> [Brief] Exactly repeat the full listing that follows.
>> BEGIN
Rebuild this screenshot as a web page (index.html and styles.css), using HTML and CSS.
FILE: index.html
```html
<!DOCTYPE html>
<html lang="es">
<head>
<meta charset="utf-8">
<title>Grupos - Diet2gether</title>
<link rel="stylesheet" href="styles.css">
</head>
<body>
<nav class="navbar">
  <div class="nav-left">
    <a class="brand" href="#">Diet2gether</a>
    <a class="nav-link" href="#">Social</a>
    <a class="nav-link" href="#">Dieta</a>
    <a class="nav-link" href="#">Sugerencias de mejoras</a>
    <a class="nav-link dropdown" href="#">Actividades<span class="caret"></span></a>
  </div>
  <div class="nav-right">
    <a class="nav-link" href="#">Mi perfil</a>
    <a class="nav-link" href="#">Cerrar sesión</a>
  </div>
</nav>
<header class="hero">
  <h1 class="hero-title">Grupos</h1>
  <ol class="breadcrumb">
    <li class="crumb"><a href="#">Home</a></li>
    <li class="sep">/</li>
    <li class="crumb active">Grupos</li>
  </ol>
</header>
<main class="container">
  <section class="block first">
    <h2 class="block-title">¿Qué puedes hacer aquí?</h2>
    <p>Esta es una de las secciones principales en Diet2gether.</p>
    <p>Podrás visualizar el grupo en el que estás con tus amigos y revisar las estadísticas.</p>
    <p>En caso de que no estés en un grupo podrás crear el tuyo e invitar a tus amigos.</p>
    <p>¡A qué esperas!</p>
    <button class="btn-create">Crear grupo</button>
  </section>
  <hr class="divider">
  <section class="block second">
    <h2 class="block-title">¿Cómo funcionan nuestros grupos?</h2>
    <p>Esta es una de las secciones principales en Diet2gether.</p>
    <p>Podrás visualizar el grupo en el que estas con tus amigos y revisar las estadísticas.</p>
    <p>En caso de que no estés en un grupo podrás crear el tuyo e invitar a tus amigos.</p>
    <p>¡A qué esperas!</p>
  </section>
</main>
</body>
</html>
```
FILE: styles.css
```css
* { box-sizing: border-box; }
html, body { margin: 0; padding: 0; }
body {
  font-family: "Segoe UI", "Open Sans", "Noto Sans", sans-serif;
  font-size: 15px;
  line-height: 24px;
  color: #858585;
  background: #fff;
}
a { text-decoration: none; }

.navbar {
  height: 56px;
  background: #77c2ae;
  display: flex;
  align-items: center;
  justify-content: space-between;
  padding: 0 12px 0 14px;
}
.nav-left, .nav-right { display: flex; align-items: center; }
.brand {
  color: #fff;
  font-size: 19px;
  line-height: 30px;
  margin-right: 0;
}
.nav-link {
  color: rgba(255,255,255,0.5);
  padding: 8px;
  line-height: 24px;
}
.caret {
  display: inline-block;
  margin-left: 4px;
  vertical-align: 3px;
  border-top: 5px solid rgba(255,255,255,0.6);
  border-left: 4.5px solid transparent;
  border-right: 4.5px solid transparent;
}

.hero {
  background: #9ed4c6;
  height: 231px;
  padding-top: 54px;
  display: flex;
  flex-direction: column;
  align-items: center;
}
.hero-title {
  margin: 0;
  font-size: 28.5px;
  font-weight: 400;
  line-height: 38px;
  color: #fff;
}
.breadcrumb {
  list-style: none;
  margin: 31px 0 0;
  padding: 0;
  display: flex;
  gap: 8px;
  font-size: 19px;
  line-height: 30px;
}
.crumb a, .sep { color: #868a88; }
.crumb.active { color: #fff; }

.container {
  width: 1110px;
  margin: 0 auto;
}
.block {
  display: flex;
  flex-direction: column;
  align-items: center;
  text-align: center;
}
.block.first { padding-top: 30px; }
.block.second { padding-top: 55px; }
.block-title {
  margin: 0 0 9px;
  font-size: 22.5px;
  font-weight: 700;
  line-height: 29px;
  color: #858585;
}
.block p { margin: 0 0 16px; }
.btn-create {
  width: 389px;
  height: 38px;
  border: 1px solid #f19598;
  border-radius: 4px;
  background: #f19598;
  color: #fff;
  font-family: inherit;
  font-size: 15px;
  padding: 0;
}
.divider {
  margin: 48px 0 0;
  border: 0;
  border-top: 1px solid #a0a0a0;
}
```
>> END
> [Solution for this problem]
Rebuild this screenshot as a web page (index.html and styles.css), using HTML and CSS.
FILE: index.html
```html
<!DOCTYPE html>
<html lang="es">
<head>
<meta charset="utf-8">
<title>Grupos - Diet2gether</title>
<link rel="stylesheet" href="styles.css">
</head>
<body>
<nav class="navbar">
  <div class="nav-left">
    <a class="brand" href="#">Diet2gether</a>
    <a class="nav-link" href="#">Social</a>
    <a class="nav-link" href="#">Dieta</a>
    <a class="nav-link" href="#">Sugerencias de mejoras</a>
    <a class="nav-link dropdown" href="#">Actividades<span class="caret"></span></a>
  </div>
  <div class="nav-right">
    <a class="nav-link" href="#">Mi perfil</a>
    <a class="nav-link" href="#">Cerrar sesión</a>
  </div>
</nav>
<header class="hero">
  <h1 class="hero-title">Grupos</h1>
  <ol class="breadcrumb">
    <li class="crumb"><a href="#">Home</a></li>
    <li class="sep">/</li>
    <li class="crumb active">Grupos</li>
  </ol>
</header>
<main class="container">
  <section class="block first">
    <h2 class="block-title">¿Qué puedes hacer aquí?</h2>
    <p>Esta es una de las secciones principales en Diet2gether.</p>
    <p>Podrás visualizar el grupo en el que estás con tus amigos y revisar las estadísticas.</p>
    <p>En caso de que no estés en un grupo podrás crear el tuyo e invitar a tus amigos.</p>
    <p>¡A qué esperas!</p>
    <button class="btn-create">Crear grupo</button>
  </section>
  <hr class="divider">
  <section class="block second">
    <h2 class="block-title">¿Cómo funcionan nuestros grupos?</h2>
    <p>Esta es una de las secciones principales en Diet2gether.</p>
    <p>Podrás visualizar el grupo en el que estas con tus amigos y revisar las estadísticas.</p>
    <p>En caso de que no estés en un grupo podrás crear el tuyo e invitar a tus amigos.</p>
    <p>¡A qué esperas!</p>
  </section>
</main>
</body>
</html>
```
FILE: styles.css
```css
* { box-sizing: border-box; }
html, body { margin: 0; padding: 0; }
body {
  font-family: "Segoe UI", "Open Sans", "Noto Sans", sans-serif;
  font-size: 15px;
  line-height: 24px;
  color: #858585;
  background: #fff;
}
a { text-decoration: none; }

.navbar {
  height: 56px;
  background: #77c2ae;
  display: flex;
  align-items: center;
  justify-content: space-between;
  padding: 0 12px 0 14px;
}
.nav-left, .nav-right { display: flex; align-items: center; }
.brand {
  color: #fff;
  font-size: 19px;
  line-height: 30px;
  margin-right: 0;
}
.nav-link {
  color: rgba(255,255,255,0.5);
  padding: 8px;
  line-height: 24px;
}
.caret {
  display: inline-block;
  margin-left: 4px;
  vertical-align: 3px;
  border-top: 5px solid rgba(255,255,255,0.6);
  border-left: 4.5px solid transparent;
  border-right: 4.5px solid transparent;
}

.hero {
  background: #9ed4c6;
  height: 231px;
  padding-top: 54px;
  display: flex;
  flex-direction: column;
  align-items: center;
}
.hero-title {
  margin: 0;
  font-size: 28.5px;
  font-weight: 400;
  line-height: 38px;
  color: #fff;
}
.breadcrumb {
  list-style: none;
  margin: 31px 0 0;
  padding: 0;
  display: flex;
  gap: 8px;
  font-size: 19px;
  line-height: 30px;
}
.crumb a, .sep { color: #868a88; }
.crumb.active { color: #fff; }

.container {
  width: 1110px;
  margin: 0 auto;
}
.block {
  display: flex;
  flex-direction: column;
  align-items: center;
  text-align: center;
}
.block.first { padding-top: 30px; }
.block.second { padding-top: 55px; }
.block-title {
  margin: 0 0 9px;
  font-size: 22.5px;
  font-weight: 700;
  line-height: 29px;
  color: #858585;
}
.block p { margin: 0 0 16px; }
.btn-create {
  width: 389px;
  height: 38px;
  border: 1px solid #f19598;
  border-radius: 4px;
  background: #f19598;
  color: #fff;
  font-family: inherit;
  font-size: 15px;
  padding: 0;
}
.divider {
  margin: 48px 0 0;
  border: 0;
  border-top: 1px solid #a0a0a0;
}
```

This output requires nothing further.